Work required: Leave out the pictures and repeat the rest of the material exactly.

Dataset section:
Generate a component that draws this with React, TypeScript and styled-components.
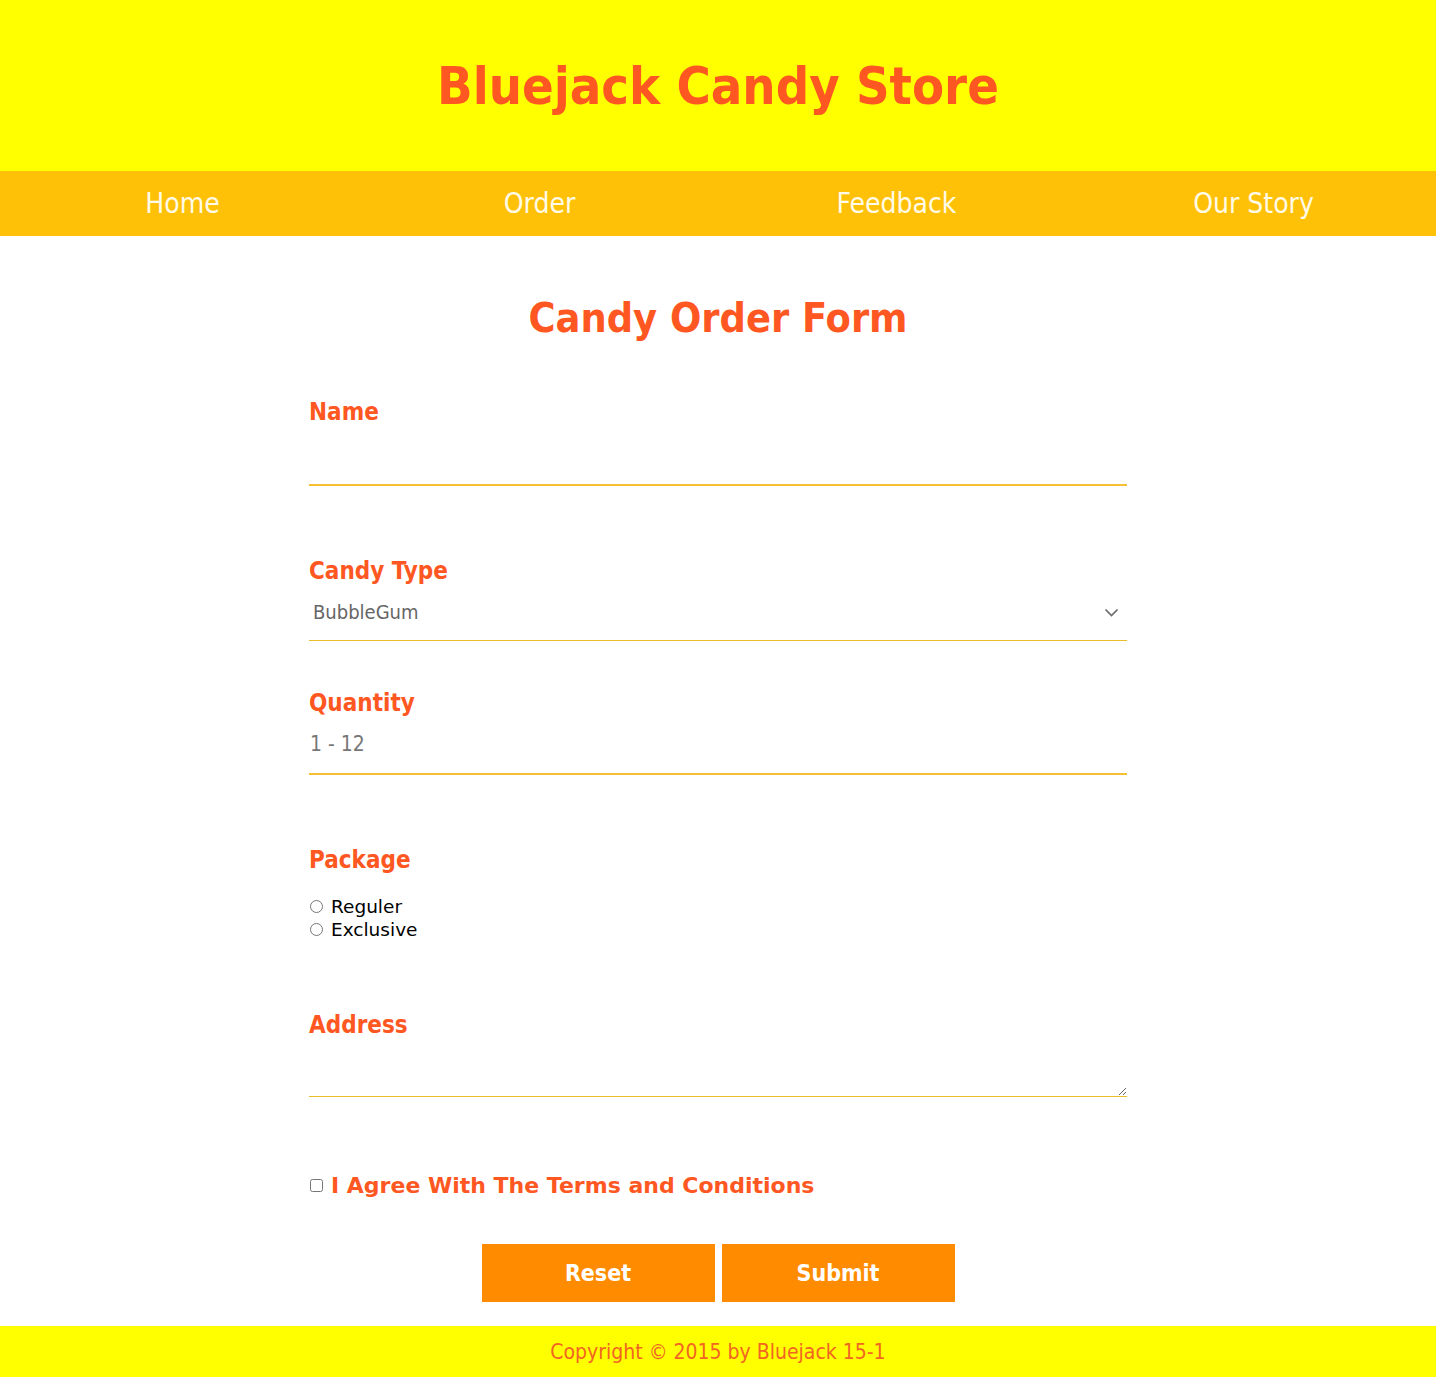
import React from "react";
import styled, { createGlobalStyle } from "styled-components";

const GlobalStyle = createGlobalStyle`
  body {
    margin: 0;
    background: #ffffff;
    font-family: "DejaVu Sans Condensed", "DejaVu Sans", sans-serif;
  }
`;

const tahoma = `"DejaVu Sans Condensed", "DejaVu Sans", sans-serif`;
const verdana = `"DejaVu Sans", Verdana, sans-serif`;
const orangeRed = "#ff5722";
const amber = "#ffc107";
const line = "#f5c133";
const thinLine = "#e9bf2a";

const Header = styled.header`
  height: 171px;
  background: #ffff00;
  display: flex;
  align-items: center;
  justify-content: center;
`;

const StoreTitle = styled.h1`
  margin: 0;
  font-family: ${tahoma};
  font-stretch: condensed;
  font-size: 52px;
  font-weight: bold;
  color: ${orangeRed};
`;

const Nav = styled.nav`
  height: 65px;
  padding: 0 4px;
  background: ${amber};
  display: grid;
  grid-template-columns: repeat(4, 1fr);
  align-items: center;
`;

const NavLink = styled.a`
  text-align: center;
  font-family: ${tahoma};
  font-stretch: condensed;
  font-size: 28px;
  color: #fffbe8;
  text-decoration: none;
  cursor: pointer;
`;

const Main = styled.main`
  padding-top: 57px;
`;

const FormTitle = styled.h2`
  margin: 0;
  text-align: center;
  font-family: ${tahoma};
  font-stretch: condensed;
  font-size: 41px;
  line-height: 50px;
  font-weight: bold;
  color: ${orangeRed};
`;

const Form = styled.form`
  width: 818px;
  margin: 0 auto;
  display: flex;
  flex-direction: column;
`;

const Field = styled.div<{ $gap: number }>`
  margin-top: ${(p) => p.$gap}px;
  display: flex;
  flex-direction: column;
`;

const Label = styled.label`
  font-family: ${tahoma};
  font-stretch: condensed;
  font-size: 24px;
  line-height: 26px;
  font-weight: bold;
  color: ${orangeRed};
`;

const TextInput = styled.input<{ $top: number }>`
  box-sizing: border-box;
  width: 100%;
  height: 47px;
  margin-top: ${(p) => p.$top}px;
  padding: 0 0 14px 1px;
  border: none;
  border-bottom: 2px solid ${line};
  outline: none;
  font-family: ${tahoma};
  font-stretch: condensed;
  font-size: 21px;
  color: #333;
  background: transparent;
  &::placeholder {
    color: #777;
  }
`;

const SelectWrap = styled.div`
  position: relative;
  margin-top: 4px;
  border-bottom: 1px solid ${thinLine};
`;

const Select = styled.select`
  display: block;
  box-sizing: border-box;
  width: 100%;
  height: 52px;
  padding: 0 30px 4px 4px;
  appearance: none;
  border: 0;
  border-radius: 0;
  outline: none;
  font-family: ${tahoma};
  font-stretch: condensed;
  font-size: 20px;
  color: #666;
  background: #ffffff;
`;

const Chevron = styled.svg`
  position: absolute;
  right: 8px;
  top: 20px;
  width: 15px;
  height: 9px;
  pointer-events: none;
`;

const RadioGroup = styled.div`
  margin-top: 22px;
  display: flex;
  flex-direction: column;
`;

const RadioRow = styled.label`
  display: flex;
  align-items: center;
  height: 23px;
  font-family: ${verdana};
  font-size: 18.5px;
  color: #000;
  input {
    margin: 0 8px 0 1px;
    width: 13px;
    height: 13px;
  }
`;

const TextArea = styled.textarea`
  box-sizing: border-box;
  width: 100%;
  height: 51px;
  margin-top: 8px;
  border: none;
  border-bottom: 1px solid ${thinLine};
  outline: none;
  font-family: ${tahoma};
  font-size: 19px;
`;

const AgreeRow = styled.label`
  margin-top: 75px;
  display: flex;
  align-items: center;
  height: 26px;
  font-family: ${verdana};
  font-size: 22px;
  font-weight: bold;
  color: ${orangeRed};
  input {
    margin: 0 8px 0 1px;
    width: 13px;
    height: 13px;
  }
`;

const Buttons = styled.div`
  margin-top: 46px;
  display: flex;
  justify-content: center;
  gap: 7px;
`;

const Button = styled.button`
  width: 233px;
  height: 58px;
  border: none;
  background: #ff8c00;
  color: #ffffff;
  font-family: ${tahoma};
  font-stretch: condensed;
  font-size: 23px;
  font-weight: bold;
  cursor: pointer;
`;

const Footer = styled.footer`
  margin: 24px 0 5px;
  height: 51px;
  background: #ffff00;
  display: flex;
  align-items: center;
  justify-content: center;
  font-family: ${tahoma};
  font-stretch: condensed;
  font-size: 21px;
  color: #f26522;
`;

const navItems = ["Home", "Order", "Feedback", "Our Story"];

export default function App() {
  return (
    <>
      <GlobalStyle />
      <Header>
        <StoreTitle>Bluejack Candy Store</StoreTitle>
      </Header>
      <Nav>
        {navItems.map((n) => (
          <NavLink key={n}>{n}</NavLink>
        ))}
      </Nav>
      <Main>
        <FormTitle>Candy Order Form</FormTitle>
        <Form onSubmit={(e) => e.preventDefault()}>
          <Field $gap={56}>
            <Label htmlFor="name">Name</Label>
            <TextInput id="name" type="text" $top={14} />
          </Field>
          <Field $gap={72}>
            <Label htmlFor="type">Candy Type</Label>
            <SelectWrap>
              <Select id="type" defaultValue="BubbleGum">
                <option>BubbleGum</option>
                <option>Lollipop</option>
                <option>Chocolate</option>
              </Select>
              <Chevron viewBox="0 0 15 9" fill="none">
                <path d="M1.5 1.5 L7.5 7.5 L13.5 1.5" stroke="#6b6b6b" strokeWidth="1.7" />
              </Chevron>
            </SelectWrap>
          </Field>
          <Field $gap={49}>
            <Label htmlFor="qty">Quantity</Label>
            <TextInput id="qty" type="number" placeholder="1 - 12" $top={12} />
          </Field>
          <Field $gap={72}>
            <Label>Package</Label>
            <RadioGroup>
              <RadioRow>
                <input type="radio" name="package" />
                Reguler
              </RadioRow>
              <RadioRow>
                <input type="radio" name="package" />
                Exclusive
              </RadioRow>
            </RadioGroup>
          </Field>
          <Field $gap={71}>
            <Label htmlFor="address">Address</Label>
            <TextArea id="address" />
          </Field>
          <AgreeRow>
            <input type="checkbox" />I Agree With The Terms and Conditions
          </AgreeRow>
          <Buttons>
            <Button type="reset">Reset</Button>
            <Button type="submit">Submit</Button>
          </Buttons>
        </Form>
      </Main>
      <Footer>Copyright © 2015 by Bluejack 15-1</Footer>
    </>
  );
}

Answer in full:
Generate a component that draws this with React, TypeScript and styled-components.
import React from "react";
import styled, { createGlobalStyle } from "styled-components";

const GlobalStyle = createGlobalStyle`
  body {
    margin: 0;
    background: #ffffff;
    font-family: "DejaVu Sans Condensed", "DejaVu Sans", sans-serif;
  }
`;

const tahoma = `"DejaVu Sans Condensed", "DejaVu Sans", sans-serif`;
const verdana = `"DejaVu Sans", Verdana, sans-serif`;
const orangeRed = "#ff5722";
const amber = "#ffc107";
const line = "#f5c133";
const thinLine = "#e9bf2a";

const Header = styled.header`
  height: 171px;
  background: #ffff00;
  display: flex;
  align-items: center;
  justify-content: center;
`;

const StoreTitle = styled.h1`
  margin: 0;
  font-family: ${tahoma};
  font-stretch: condensed;
  font-size: 52px;
  font-weight: bold;
  color: ${orangeRed};
`;

const Nav = styled.nav`
  height: 65px;
  padding: 0 4px;
  background: ${amber};
  display: grid;
  grid-template-columns: repeat(4, 1fr);
  align-items: center;
`;

const NavLink = styled.a`
  text-align: center;
  font-family: ${tahoma};
  font-stretch: condensed;
  font-size: 28px;
  color: #fffbe8;
  text-decoration: none;
  cursor: pointer;
`;

const Main = styled.main`
  padding-top: 57px;
`;

const FormTitle = styled.h2`
  margin: 0;
  text-align: center;
  font-family: ${tahoma};
  font-stretch: condensed;
  font-size: 41px;
  line-height: 50px;
  font-weight: bold;
  color: ${orangeRed};
`;

const Form = styled.form`
  width: 818px;
  margin: 0 auto;
  display: flex;
  flex-direction: column;
`;

const Field = styled.div<{ $gap: number }>`
  margin-top: ${(p) => p.$gap}px;
  display: flex;
  flex-direction: column;
`;

const Label = styled.label`
  font-family: ${tahoma};
  font-stretch: condensed;
  font-size: 24px;
  line-height: 26px;
  font-weight: bold;
  color: ${orangeRed};
`;

const TextInput = styled.input<{ $top: number }>`
  box-sizing: border-box;
  width: 100%;
  height: 47px;
  margin-top: ${(p) => p.$top}px;
  padding: 0 0 14px 1px;
  border: none;
  border-bottom: 2px solid ${line};
  outline: none;
  font-family: ${tahoma};
  font-stretch: condensed;
  font-size: 21px;
  color: #333;
  background: transparent;
  &::placeholder {
    color: #777;
  }
`;

const SelectWrap = styled.div`
  position: relative;
  margin-top: 4px;
  border-bottom: 1px solid ${thinLine};
`;

const Select = styled.select`
  display: block;
  box-sizing: border-box;
  width: 100%;
  height: 52px;
  padding: 0 30px 4px 4px;
  appearance: none;
  border: 0;
  border-radius: 0;
  outline: none;
  font-family: ${tahoma};
  font-stretch: condensed;
  font-size: 20px;
  color: #666;
  background: #ffffff;
`;

const Chevron = styled.svg`
  position: absolute;
  right: 8px;
  top: 20px;
  width: 15px;
  height: 9px;
  pointer-events: none;
`;

const RadioGroup = styled.div`
  margin-top: 22px;
  display: flex;
  flex-direction: column;
`;

const RadioRow = styled.label`
  display: flex;
  align-items: center;
  height: 23px;
  font-family: ${verdana};
  font-size: 18.5px;
  color: #000;
  input {
    margin: 0 8px 0 1px;
    width: 13px;
    height: 13px;
  }
`;

const TextArea = styled.textarea`
  box-sizing: border-box;
  width: 100%;
  height: 51px;
  margin-top: 8px;
  border: none;
  border-bottom: 1px solid ${thinLine};
  outline: none;
  font-family: ${tahoma};
  font-size: 19px;
`;

const AgreeRow = styled.label`
  margin-top: 75px;
  display: flex;
  align-items: center;
  height: 26px;
  font-family: ${verdana};
  font-size: 22px;
  font-weight: bold;
  color: ${orangeRed};
  input {
    margin: 0 8px 0 1px;
    width: 13px;
    height: 13px;
  }
`;

const Buttons = styled.div`
  margin-top: 46px;
  display: flex;
  justify-content: center;
  gap: 7px;
`;

const Button = styled.button`
  width: 233px;
  height: 58px;
  border: none;
  background: #ff8c00;
  color: #ffffff;
  font-family: ${tahoma};
  font-stretch: condensed;
  font-size: 23px;
  font-weight: bold;
  cursor: pointer;
`;

const Footer = styled.footer`
  margin: 24px 0 5px;
  height: 51px;
  background: #ffff00;
  display: flex;
  align-items: center;
  justify-content: center;
  font-family: ${tahoma};
  font-stretch: condensed;
  font-size: 21px;
  color: #f26522;
`;

const navItems = ["Home", "Order", "Feedback", "Our Story"];

export default function App() {
  return (
    <>
      <GlobalStyle />
      <Header>
        <StoreTitle>Bluejack Candy Store</StoreTitle>
      </Header>
      <Nav>
        {navItems.map((n) => (
          <NavLink key={n}>{n}</NavLink>
        ))}
      </Nav>
      <Main>
        <FormTitle>Candy Order Form</FormTitle>
        <Form onSubmit={(e) => e.preventDefault()}>
          <Field $gap={56}>
            <Label htmlFor="name">Name</Label>
            <TextInput id="name" type="text" $top={14} />
          </Field>
          <Field $gap={72}>
            <Label htmlFor="type">Candy Type</Label>
            <SelectWrap>
              <Select id="type" defaultValue="BubbleGum">
                <option>BubbleGum</option>
                <option>Lollipop</option>
                <option>Chocolate</option>
              </Select>
              <Chevron viewBox="0 0 15 9" fill="none">
                <path d="M1.5 1.5 L7.5 7.5 L13.5 1.5" stroke="#6b6b6b" strokeWidth="1.7" />
              </Chevron>
            </SelectWrap>
          </Field>
          <Field $gap={49}>
            <Label htmlFor="qty">Quantity</Label>
            <TextInput id="qty" type="number" placeholder="1 - 12" $top={12} />
          </Field>
          <Field $gap={72}>
            <Label>Package</Label>
            <RadioGroup>
              <RadioRow>
                <input type="radio" name="package" />
                Reguler
              </RadioRow>
              <RadioRow>
                <input type="radio" name="package" />
                Exclusive
              </RadioRow>
            </RadioGroup>
          </Field>
          <Field $gap={71}>
            <Label htmlFor="address">Address</Label>
            <TextArea id="address" />
          </Field>
          <AgreeRow>
            <input type="checkbox" />I Agree With The Terms and Conditions
          </AgreeRow>
          <Buttons>
            <Button type="reset">Reset</Button>
            <Button type="submit">Submit</Button>
          </Buttons>
        </Form>
      </Main>
      <Footer>Copyright © 2015 by Bluejack 15-1</Footer>
    </>
  );
}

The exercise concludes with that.